Après des mois de répétitions, arriva enfin la représentation ! Au foyer du lycée, nous avions une vraie scène de théâtre avec un beau rideau rouge et des coulisses, la salle était assez grande pour contenir 200 personnes. Mme Veyssère, en vraie professionnelle, avait loué des costumes de théâtre. Je portais le bel habit d’un bourgeois enrichi du 17è siècle, il était couleur or ! Mes longs cheveux avaient été repliés de manière à donner l’impression que je portais perruque, et un beau couvre-chef emplumé terminait le personnage. Avec mes compagnes, nous nous admirions, nous nous émerveillions. Celles qui, comme moi, jouaient les rôles d’hommes s’amusaient de se voir ainsi travesties et nous faisions des ronds de jambes à qui mieux mieux, celles qui jouaient les femmes tournoyaient dans leurs belles robes qui mettaient en valeur leur féminité naissante. Le soir de la première, nous étouffions de bonheur et de fierté. Tous, dans le lycée, des 6èmes aux terminales, avaient les yeux braqués sur nous. Enfin les trois coups, le rideau s’ouvre, les lumières sont braquées sur la scène, la musique de Lulli résonne et j’entre sur un air de menuet. Ma vie pouvait s’arrêter, j’étais heureuse pour toujours.

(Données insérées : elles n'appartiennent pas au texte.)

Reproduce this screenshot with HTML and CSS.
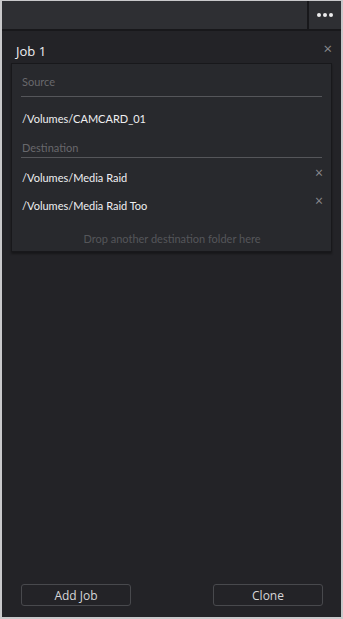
FILE: index.html
```html
<!DOCTYPE html>
<html lang="en">
<head>
  <meta charset="UTF-8">
  <meta name="viewport" content="width=device-width, initial-scale=1.0">
  <title>Clone Jobs</title>
  <link rel="stylesheet" href="styles.css">
</head>
<body>
  <div class="panel">
    <div class="toolbar">
      <div class="toolbar-space"></div>
      <button class="menu-btn" aria-label="Options">
        <span class="dot"></span><span class="dot"></span><span class="dot"></span>
      </button>
    </div>

    <div class="job">
      <div class="job-header">
        <h2>Job 1</h2>
        <span class="close">&times;</span>
      </div>

      <div class="job-card">
        <div class="field-label source">Source</div>
        <div class="path-row source-path">
          <span>/Volumes/CAMCARD_01</span>
        </div>

        <div class="field-label dest">Destination</div>
        <div class="path-row first-dest">
          <span>/Volumes/Media Raid</span>
          <span class="close small">&times;</span>
        </div>
        <div class="path-row">
          <span>/Volumes/Media Raid Too</span>
          <span class="close small">&times;</span>
        </div>

        <div class="drop-hint">Drop another destination folder here</div>
      </div>
    </div>

    <div class="footer">
      <button class="btn">Add Job</button>
      <button class="btn">Clone</button>
    </div>
  </div>
</body>
</html>
```

FILE: styles.css
```css
:root {
  --frame: #c9c9cb;
  --bar-bg: #2e2f33;
  --panel-bg: #232327;
  --card-bg: #28292d;
  --line-dark: #18181b;
  --text: #efeff1;
  --muted: #68686c;
  --rule: #55565a;
}

* {
  margin: 0;
  padding: 0;
  box-sizing: border-box;
}

body {
  font-family: 'Lato', 'Open Sans', sans-serif;
  background: var(--frame);
  color: var(--text);
  width: 343px;
  height: 619px;
  padding: 1px 2px 2px 2px;
}

.panel {
  height: 100%;
  display: flex;
  flex-direction: column;
  background: var(--panel-bg);
}

.toolbar {
  display: flex;
  height: 30px;
  background: var(--bar-bg);
  border-bottom: 2px solid var(--line-dark);
}

.toolbar-space {
  flex: 1;
}

.menu-btn {
  width: 34px;
  background: var(--bar-bg);
  border: none;
  border-left: 2px solid var(--line-dark);
  display: flex;
  align-items: center;
  justify-content: center;
  gap: 2px;
}

.dot {
  width: 4px;
  height: 4px;
  border-radius: 50%;
  background: #ececee;
}

.job {
  padding: 9px 9px 0 9px;
}

.job-header {
  display: flex;
  justify-content: space-between;
  align-items: center;
  padding-left: 5px;
  height: 21px;
}

h2 {
  font-family: 'Open Sans', sans-serif;
  font-size: 13px;
  font-weight: 400;
  color: var(--text);
}

.close {
  color: #8a8a8e;
  font-family: 'Open Sans', sans-serif;
  font-size: 15px;
  line-height: 1;
  margin-top: -4px;
}

.close.small {
  font-size: 14px;
  margin-top: -9px;
}

.job-card {
  margin-top: 2px;
  background: var(--card-bg);
  border: 1px solid var(--line-dark);
  box-shadow: 0 2px 2px rgba(0, 0, 0, 0.35);
  padding: 10px 8px 4px 9px;
}

.field-label {
  font-size: 11px;
  color: var(--muted);
  padding: 0 1px;
  border-bottom: 1px solid var(--rule);
  line-height: 16px;
  margin-right: 1px;
}

.field-label.source {
  padding-bottom: 6px;
}

.field-label.dest {
  padding-bottom: 1px;
}

.path-row {
  display: flex;
  justify-content: space-between;
  align-items: center;
  font-size: 11px;
  color: var(--text);
  height: 28px;
  padding-left: 1px;
}

.path-row.source-path {
  height: 43px;
}

.path-row.first-dest {
  margin-top: 5px;
}

.drop-hint {
  text-align: center;
  font-size: 11px;
  color: #55565a;
  margin-top: 12px;
  line-height: 16px;
}

.footer {
  margin-top: auto;
  display: flex;
  justify-content: space-between;
  padding: 0 18px 11px 19px;
}

.btn {
  width: 110px;
  height: 22px;
  background: transparent;
  border: 1px solid #48494d;
  border-radius: 3px;
  color: #d6d6d8;
  font-family: 'Open Sans', sans-serif;
  font-size: 12px;
}
```
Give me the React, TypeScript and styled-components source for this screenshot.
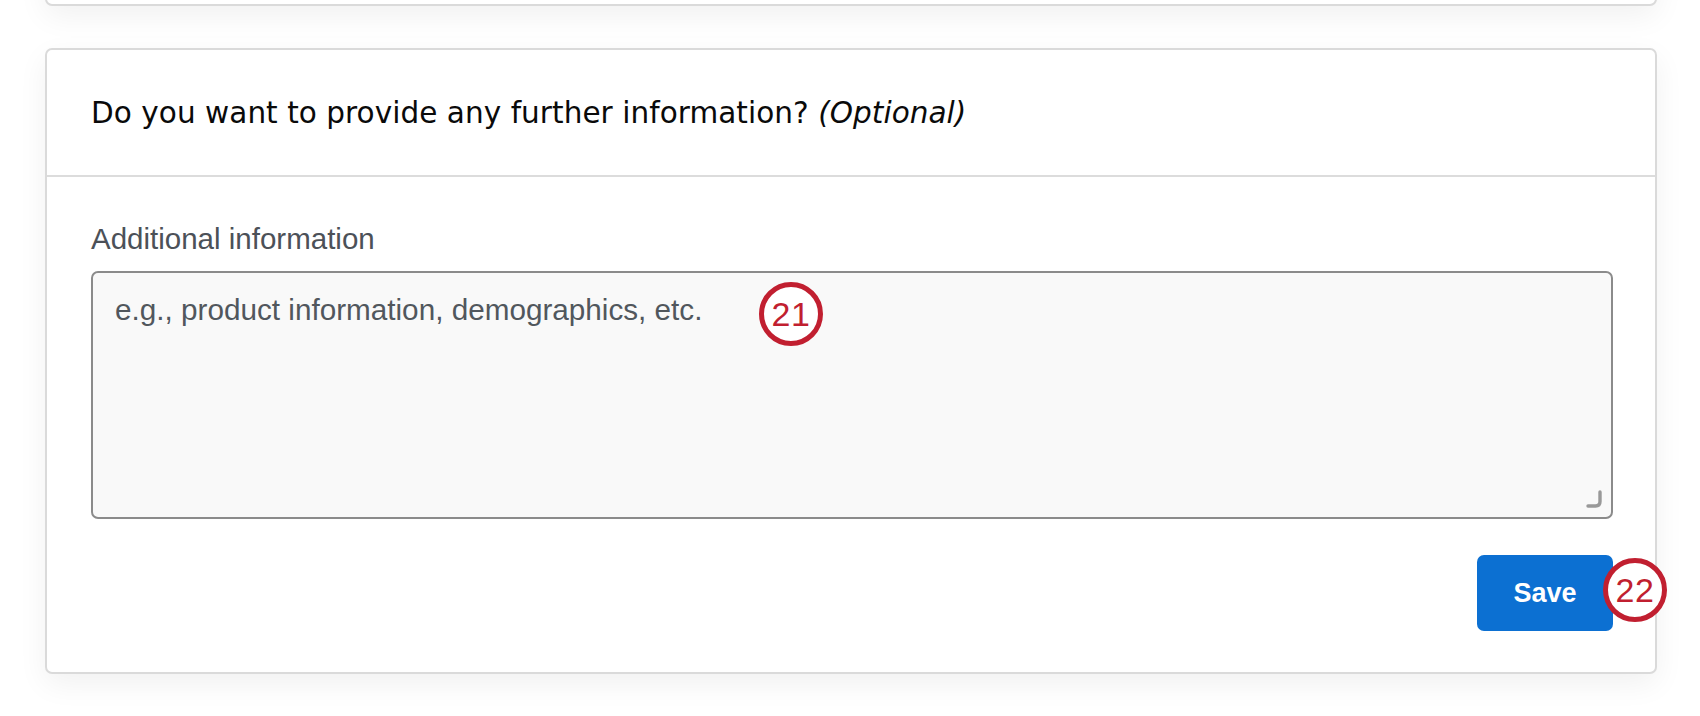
import React from "react";
import styled, { createGlobalStyle } from "styled-components";

const GlobalStyle = createGlobalStyle`
  html, body {
    margin: 0;
    padding: 0;
    background: #ffffff;
  }
  body {
    font-family: "Liberation Sans", Arial, sans-serif;
    overflow: hidden;
  }
`;

const Page = styled.div`
  width: 1700px;
  height: 716px;
  box-sizing: border-box;
  padding: 0 43px 0 45px;
  display: flex;
  flex-direction: column;
  gap: 42px;
  overflow: hidden;
`;

const Card = styled.section`
  background: #ffffff;
  border: 2px solid #dadada;
  border-radius: 7px;
  box-shadow: 0 10px 30px rgba(0, 0, 0, 0.06);
  box-sizing: border-box;
`;

const PreviousCard = styled(Card)`
  height: 60px;
  margin-top: -54px;
  flex: none;
`;

const Header = styled.header`
  height: 125px;
  display: flex;
  align-items: center;
  padding: 0 44px;
  border-bottom: 2px solid #dcdcdc;
`;

const Heading = styled.h2`
  margin: 0;
  font-family: "DejaVu Sans", "Liberation Sans", sans-serif;
  font-weight: 400;
  font-size: 29.5px;
  line-height: 36px;
  color: #0a0a0a;
  letter-spacing: 0.05px;
`;

const Optional = styled.em`
  font-style: italic;
`;

const Body = styled.div`
  padding: 44px 42px 41px 44px;
  display: flex;
  flex-direction: column;
`;

const Label = styled.label`
  font-size: 29.5px;
  line-height: 36px;
  color: #4c5158;
  margin-bottom: 14px;
`;

const FieldWrap = styled.div`
  position: relative;
`;

const TextArea = styled.textarea`
  display: block;
  width: 100%;
  height: 248px;
  box-sizing: border-box;
  border: 2px solid #8b8b8b;
  border-radius: 7px;
  background: #f9f9f9;
  padding: 19px 22px;
  font-family: "Liberation Sans", Arial, sans-serif;
  font-size: 29.7px;
  line-height: 36px;
  color: #333;
  resize: none;
  outline: none;
  &::placeholder {
    color: #51575d;
    opacity: 1;
  }
`;

const Grip = styled.svg`
  position: absolute;
  right: 9px;
  bottom: 10px;
  width: 19px;
  height: 19px;
`;

const Marker = styled.div<{ $fill?: string }>`
  position: absolute;
  width: 64px;
  height: 64px;
  box-sizing: border-box;
  border: 5px solid #c11f30;
  border-radius: 50%;
  background: ${(p) => p.$fill || "transparent"};
  display: flex;
  align-items: center;
  justify-content: center;
  font-family: "Liberation Sans", Arial, sans-serif;
  font-size: 34px;
  color: #c11f30;
  letter-spacing: 0.5px;
`;

const FieldMarker = styled(Marker)`
  left: 668px;
  top: 11px;
`;

const Actions = styled.div`
  display: flex;
  justify-content: flex-end;
  margin-top: 36px;
`;

const ButtonWrap = styled.div`
  position: relative;
`;

const SaveButton = styled.button`
  width: 136px;
  height: 76px;
  border: none;
  border-radius: 7px;
  background: #0c70d2;
  color: #ffffff;
  font-family: "Liberation Sans", Arial, sans-serif;
  font-size: 27px;
  font-weight: 600;
  cursor: pointer;
`;

const ButtonMarker = styled(Marker)`
  left: 126px;
  top: 3px;
`;

export default function App() {
  return (
    <>
      <GlobalStyle />
      <Page>
        <PreviousCard />
        <Card>
          <Header>
            <Heading>
              Do you want to provide any further information?{" "}
              <Optional>(Optional)</Optional>
            </Heading>
          </Header>
          <Body>
            <Label htmlFor="additional">Additional information</Label>
            <FieldWrap>
              <TextArea
                id="additional"
                placeholder="e.g., product information, demographics, etc."
              />
              <Grip viewBox="0 0 19 19">
                <path
                  d="M15 2 V11.5 Q15 16 10.5 16 H3"
                  fill="none"
                  stroke="#999999"
                  strokeWidth="3.4"
                  strokeLinecap="round"
                />
              </Grip>
              <FieldMarker $fill="#ffffff">21</FieldMarker>
            </FieldWrap>
            <Actions>
              <ButtonWrap>
                <SaveButton>Save</SaveButton>
                <ButtonMarker $fill="#ffffff">22</ButtonMarker>
              </ButtonWrap>
            </Actions>
          </Body>
        </Card>
      </Page>
    </>
  );
}
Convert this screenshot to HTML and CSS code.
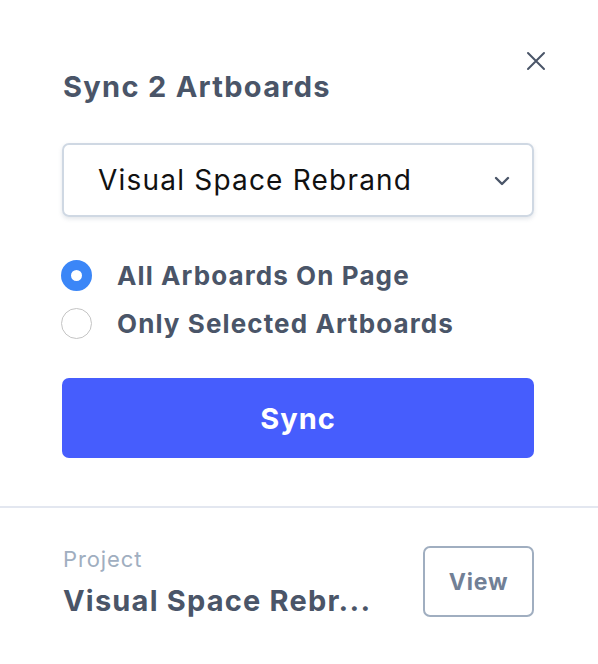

Lorsque les applaudissements et les bravos éclatèrent, que le rideau se referma, je savais que notre succès marquerait l’histoire du Lycée Lamartine. Sortant, encore maquillées et costumées, afin de prendre notre petit bain de foule et nous repaître des compliments qui pleuvaient, nous nous dispersâmes et je pus profiter d’une mesquine vengeance : Madame El Fassi était là, admirative et rejoignant mes parents, elle les félicita d’avoir une enfant comme moi, j’étais un cadeau du ciel. Oubliés les mathématiques, j’étais née pour le théâtre : je triomphais.

Longtemps j’ai cru que le théâtre m’ouvrirait ses portes. Cours, auditions, stages, rencontres, etc… et puis j’ai fini professeur de Lettres, incapable que j’étais de faire la moindre compromission dans un milieu qui m’en demandait trop.